Dispatching
The compute pipeline is compiled, a descriptor set created and a buffer filled with initial values. So the remaining step is to invoke the compute shader for each particle every frame to receive discrete changes and render them.
But instead of recording draw calls you record a dispatch with a selected amount of invocations. A support function will be able to calculate the required amount of work group invocations to launch a thread for each particle depending on the work groups size. Similar as with draw calls the used descriptor sets have to be provided with their binding indices.
auto cmdStream = core.createCommandStream(vkcv::QueueType::Graphics);
/* Requesting a graphics queue for the command stream here is fine because
* most devices expose at least one queue to support graphics and compute tasks
*
* Using such a queue allows dropping any synchronization between multiple queues
* by recording compute dispatching and draw calls in just one command buffer.
*/
vkcv::PushConstants pushConstants = vkcv::pushConstants<float>();
pushConstants.appendDrawcall(dt); // append delta time for the whole dispatch
core.recordComputeDispatchToCmdStream(
cmdStream, // command stream
computePipeline, // compute pipeline
vkcv::dispatchInvocations(
particles.size(), // amount of global invocations targeted
256 // size of work group (local size in shader)
),
{
// use the written descriptor for all the invocations
vkcv::useDescriptorSet(0 /* binding = 0 */, descriptorSet)
},
pushConstants // push constants
);
/* Record a memory barrier to ensure no thread is writing
* to the storage buffer while rendering.
*/
core.recordBufferMemoryBarrier(cmdStream, particleBuffer.getHandle());
// actual rendering of the particles...
core.prepareSwapchainImageForPresent(cmdStream);
core.submitCommandStream(cmdStream);
Between the compute pass and the rendering should be a memory barrier in case your graphics shaders want to read from the buffers you are writing to in the compute shader. Otherwise you get unreliable results because of potential parallel memory access.

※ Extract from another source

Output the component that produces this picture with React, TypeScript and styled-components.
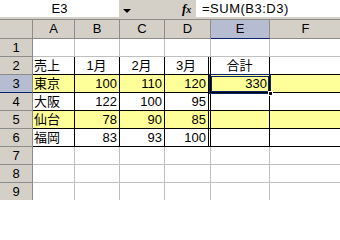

Now to end this guide with an idea how to render the simulated particles. You can reuse some of the things for rendering a single triangle. But instead of rendering one instance of the triangle you could render as many instances as particles are simulated. Then in the vertex shader you could use the storage buffer to read positions and translate each triangle instance to a particles position. Happy coding!